> [WHAT TO PRODUCE] Nothing but the lines from the top of the data to the line holding "Star, EllipsisVertical, Lightbulb" should be printed, word for word and both ends included; leave the pictures out.

=====

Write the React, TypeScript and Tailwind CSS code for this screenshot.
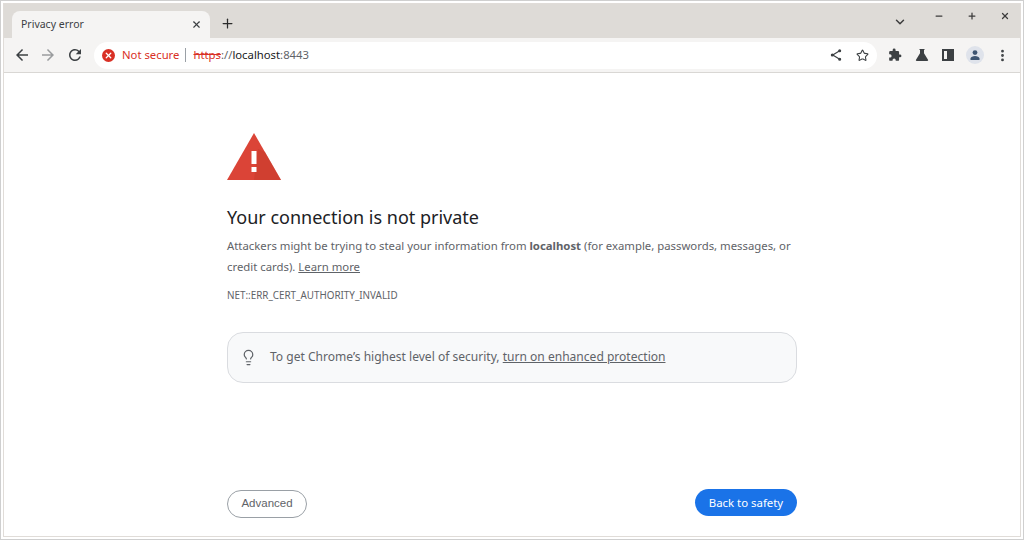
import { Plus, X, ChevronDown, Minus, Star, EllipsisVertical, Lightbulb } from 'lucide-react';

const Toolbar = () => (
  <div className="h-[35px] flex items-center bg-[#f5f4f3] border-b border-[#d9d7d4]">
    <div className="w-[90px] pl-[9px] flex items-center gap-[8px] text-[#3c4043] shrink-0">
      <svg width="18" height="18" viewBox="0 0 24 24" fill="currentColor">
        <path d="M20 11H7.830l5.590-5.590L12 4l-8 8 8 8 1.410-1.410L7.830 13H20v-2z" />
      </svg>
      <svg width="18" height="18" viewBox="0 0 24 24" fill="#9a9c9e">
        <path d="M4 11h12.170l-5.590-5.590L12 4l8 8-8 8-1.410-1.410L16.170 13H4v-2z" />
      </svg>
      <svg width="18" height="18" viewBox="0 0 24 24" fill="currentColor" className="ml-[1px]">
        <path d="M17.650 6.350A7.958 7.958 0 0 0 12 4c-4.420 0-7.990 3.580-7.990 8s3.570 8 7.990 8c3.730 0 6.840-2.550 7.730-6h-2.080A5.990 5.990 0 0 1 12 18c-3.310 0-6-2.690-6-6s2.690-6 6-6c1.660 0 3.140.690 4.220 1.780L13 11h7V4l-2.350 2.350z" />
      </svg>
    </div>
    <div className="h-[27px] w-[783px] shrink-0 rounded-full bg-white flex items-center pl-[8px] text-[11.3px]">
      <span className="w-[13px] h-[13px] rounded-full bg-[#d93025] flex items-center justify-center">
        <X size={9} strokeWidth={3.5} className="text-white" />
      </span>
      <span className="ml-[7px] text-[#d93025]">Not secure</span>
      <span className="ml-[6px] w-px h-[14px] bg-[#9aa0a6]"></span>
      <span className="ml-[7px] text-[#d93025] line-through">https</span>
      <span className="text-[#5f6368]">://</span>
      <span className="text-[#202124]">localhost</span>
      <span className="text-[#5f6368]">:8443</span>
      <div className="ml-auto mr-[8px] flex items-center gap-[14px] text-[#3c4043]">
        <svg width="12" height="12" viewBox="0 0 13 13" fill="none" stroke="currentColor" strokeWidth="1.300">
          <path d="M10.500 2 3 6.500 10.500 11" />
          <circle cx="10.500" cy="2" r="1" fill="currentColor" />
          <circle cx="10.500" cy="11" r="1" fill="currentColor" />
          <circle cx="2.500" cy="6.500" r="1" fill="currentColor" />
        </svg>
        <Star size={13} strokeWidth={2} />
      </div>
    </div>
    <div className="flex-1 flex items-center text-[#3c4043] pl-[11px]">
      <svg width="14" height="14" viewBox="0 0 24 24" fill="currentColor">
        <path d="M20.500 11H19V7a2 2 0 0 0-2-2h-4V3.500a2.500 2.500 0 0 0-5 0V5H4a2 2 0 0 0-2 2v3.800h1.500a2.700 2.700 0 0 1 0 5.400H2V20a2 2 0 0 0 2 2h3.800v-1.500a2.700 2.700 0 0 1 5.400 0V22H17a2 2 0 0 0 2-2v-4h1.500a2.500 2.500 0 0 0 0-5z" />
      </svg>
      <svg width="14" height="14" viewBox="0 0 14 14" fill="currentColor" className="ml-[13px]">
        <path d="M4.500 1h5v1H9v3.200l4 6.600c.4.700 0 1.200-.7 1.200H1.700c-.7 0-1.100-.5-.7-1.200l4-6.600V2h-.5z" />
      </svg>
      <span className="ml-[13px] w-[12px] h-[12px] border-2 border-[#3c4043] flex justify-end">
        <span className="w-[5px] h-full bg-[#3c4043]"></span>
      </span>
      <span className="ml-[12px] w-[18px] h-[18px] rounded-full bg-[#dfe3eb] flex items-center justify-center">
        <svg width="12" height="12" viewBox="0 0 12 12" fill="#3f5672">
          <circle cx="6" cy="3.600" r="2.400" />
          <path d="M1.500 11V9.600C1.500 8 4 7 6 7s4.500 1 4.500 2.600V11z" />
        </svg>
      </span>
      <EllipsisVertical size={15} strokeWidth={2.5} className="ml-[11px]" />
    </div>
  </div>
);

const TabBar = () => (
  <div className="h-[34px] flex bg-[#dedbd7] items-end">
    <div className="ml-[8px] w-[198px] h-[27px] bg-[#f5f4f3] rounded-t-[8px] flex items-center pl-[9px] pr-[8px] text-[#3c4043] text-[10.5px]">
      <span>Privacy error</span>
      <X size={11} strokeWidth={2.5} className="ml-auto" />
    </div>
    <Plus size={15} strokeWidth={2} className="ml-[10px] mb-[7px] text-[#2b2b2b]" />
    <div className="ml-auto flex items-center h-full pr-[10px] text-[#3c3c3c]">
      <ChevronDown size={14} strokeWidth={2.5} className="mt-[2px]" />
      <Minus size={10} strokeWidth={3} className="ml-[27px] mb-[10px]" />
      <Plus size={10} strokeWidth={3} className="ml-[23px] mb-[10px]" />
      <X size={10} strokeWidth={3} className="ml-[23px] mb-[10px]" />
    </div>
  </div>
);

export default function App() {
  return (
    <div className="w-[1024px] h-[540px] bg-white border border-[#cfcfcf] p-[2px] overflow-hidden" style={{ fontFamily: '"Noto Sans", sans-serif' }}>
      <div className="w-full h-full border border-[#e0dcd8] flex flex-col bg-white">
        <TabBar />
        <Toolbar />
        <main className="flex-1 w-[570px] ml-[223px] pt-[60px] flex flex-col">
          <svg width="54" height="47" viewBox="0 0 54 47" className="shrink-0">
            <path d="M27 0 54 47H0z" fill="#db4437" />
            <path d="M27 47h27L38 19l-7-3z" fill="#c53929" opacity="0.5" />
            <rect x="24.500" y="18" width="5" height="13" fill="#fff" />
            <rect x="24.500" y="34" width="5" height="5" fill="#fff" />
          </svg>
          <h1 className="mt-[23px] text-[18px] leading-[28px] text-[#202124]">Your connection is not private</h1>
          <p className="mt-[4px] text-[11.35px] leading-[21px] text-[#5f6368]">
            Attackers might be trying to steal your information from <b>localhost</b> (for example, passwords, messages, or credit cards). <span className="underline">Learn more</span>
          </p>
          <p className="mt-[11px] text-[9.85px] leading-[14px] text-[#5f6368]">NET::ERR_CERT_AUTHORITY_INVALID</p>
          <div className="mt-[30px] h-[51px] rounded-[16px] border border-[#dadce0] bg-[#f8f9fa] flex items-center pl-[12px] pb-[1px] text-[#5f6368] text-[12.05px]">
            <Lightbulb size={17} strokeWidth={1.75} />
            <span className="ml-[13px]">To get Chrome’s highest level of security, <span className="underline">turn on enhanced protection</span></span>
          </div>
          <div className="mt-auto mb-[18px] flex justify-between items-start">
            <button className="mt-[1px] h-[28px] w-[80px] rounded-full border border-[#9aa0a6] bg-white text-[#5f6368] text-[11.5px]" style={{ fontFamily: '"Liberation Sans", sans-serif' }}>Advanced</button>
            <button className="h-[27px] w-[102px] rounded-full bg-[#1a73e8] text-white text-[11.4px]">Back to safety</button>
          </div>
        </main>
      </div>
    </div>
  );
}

=====

> [COMPLETE RESPONSE]
Write the React, TypeScript and Tailwind CSS code for this screenshot.
import { Plus, X, ChevronDown, Minus, Star, EllipsisVertical, Lightbulb } from 'lucide-react';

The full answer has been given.